The star previously adorned the 320-foot-tall L Blast Furnace, which was built in 1978 and imploded this year. Sparrows Point Terminal officials say the star's new location will make it visible from the Beltway and the Key Bridge over the Patapsco River.

Dale Meyer was among a few dozen who turned out for the ceremony. A third-generation steelworker, he started in the pipe mill and moved to the mill's police force before leaving in 1983.

"It means so much to the community and myself," the Dundalk man said. "It seems like a commitment from Sparrows Point Terminal to keep the community in mind with what's going on."

Officials removed the star from the blast furnace and restored it before the implosion. For the past year, it has been in a parking lot adjacent to Sparrows Point Terminal's office building, where visitors would often snap pictures of it.

The water treatment plant will not be the star's final home; company officials hope to find a more prominent permanent location as the land is redeveloped.

Sparrows Point Terminal, a joint venture of the local firm Redwood Capital Investments and the Chicago-based liquidation and redevelopment firm Hilco, bought the shuttered steel mill last fall for $110 million.

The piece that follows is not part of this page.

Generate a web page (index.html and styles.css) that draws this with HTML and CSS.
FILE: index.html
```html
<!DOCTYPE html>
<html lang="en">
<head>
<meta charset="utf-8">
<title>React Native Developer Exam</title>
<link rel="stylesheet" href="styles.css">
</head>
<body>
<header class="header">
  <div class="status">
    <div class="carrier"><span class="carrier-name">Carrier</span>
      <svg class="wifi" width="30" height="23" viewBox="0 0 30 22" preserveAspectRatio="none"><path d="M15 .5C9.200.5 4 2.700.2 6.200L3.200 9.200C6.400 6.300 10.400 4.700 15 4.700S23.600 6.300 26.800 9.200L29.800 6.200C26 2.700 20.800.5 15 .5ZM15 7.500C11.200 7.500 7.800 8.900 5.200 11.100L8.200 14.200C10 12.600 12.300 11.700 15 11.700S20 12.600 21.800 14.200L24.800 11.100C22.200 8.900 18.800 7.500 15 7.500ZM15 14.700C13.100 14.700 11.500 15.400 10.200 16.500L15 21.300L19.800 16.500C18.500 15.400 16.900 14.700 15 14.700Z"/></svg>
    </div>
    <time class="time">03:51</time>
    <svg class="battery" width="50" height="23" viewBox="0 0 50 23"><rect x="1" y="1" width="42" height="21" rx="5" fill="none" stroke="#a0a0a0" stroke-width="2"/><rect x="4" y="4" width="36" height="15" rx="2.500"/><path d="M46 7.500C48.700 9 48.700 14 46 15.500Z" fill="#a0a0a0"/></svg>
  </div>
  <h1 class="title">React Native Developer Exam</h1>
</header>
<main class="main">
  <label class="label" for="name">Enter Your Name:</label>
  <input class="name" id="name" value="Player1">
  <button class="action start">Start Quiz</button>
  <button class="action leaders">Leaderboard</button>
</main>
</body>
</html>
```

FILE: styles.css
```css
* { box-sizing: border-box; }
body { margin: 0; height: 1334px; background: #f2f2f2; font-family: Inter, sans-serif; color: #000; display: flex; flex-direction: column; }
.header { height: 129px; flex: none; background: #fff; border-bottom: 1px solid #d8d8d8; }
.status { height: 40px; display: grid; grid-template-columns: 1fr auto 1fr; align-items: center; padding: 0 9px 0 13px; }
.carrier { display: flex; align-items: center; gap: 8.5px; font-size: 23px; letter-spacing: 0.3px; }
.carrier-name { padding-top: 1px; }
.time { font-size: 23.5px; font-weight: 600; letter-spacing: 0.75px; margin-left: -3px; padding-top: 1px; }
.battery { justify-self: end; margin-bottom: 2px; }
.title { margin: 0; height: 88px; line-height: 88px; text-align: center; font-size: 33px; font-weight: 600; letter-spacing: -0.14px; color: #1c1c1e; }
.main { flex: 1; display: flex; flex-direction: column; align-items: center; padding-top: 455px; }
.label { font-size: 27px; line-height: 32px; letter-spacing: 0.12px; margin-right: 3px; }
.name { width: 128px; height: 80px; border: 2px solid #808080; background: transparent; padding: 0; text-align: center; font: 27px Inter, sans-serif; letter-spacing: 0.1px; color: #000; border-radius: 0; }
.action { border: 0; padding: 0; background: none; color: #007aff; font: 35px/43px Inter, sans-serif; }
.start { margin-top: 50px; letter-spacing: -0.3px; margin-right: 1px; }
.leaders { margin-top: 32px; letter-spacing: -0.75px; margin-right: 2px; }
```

The company plans to redevelop the site into a campus mostly for industrial uses. In recent months, officials have said they are interested in using part of the 3,100-acre property for retail.

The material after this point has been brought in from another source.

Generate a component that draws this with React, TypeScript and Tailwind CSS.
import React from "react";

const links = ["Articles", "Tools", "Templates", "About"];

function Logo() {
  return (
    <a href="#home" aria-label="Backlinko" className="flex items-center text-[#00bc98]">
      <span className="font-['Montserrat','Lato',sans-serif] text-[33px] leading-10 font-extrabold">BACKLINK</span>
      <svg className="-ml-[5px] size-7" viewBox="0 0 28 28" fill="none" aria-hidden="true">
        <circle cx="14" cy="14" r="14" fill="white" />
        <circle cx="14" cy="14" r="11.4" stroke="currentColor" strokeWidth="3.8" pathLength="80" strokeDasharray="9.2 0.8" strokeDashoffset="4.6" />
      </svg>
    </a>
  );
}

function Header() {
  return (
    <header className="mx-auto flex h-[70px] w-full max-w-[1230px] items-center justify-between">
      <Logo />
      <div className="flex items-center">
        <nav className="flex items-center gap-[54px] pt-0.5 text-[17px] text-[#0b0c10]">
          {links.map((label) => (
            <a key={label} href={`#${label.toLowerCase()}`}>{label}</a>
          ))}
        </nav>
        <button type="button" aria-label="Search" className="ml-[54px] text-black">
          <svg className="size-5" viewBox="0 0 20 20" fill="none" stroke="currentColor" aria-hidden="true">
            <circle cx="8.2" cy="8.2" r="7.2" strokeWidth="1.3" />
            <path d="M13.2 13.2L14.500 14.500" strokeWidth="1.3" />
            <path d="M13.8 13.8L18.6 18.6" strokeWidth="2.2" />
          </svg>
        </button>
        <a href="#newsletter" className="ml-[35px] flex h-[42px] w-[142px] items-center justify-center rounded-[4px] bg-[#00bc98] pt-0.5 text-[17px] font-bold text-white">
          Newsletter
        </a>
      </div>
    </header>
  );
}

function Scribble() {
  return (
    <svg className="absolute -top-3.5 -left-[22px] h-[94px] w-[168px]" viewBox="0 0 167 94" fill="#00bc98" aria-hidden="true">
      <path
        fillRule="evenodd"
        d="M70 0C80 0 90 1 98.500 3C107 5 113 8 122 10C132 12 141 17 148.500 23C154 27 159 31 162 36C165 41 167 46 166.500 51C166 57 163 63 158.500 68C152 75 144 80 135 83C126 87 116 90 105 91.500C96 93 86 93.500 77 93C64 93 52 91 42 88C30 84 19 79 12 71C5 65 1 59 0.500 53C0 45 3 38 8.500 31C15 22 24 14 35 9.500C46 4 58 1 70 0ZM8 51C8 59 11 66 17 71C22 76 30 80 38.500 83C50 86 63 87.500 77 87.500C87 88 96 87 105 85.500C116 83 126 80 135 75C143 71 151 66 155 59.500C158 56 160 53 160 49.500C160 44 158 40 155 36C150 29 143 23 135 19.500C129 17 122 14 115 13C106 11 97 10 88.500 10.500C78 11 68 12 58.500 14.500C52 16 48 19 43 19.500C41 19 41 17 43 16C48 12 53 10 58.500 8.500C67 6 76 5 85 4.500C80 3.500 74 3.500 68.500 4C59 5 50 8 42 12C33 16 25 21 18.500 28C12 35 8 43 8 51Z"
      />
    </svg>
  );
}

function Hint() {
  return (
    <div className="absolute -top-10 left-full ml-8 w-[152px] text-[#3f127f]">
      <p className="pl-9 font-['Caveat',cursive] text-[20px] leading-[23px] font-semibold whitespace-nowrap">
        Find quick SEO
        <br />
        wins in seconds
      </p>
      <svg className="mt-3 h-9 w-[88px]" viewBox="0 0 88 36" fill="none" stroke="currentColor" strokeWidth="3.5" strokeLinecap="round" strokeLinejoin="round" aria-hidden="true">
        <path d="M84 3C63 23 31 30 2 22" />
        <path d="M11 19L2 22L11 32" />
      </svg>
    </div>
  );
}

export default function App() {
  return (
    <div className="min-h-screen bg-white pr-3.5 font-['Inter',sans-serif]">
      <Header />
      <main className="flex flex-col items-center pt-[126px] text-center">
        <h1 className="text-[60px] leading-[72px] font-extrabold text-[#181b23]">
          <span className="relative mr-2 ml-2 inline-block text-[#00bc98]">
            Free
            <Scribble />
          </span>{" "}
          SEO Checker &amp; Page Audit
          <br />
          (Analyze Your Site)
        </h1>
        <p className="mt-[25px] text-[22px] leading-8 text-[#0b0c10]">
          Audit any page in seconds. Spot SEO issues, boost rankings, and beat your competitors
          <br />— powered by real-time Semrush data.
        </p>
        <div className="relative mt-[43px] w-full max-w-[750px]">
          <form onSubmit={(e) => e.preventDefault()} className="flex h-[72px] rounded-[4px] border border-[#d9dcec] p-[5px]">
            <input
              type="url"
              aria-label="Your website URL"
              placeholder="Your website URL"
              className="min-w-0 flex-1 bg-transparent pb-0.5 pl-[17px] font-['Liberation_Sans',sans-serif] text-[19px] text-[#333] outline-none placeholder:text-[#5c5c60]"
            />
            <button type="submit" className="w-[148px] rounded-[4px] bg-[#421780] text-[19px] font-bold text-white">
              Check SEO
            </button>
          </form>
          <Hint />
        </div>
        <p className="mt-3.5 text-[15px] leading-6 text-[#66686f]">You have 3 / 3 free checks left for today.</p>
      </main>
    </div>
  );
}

Baltimore County Councilman Todd Crandell, a Dundalk Republican, is sponsoring a bill that would give the property a special zoning status. The bill would allow properties of at least 2,500 acres approved for the county's most intense industrial zoning to also have light industrial and other uses.

The bill would give the property owners an easier path to approval of redevelopment plans.

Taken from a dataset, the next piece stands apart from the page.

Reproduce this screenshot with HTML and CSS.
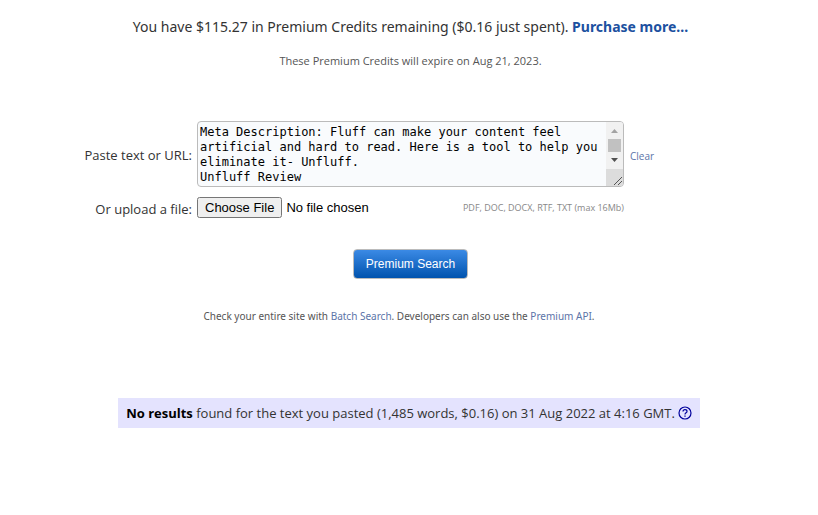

"It's a once-in-a-generation opportunity," Crandell said.

At a hearing Tuesday, Mike Pierce of Kingsville said the bill would give Sparrows Point Terminal "carte blanche" to build whatever it wants.

Sparrows Point Terminal Chief Operating Officer Mike Pedone, who attended the hearing, said in an interview that the zoning change would help the company attract tenants.


The zoning code does not really take into account a project like Sparrows Point, he said.

"It's getting the code synced up with common sense," he said.

A vote is scheduled for Monday.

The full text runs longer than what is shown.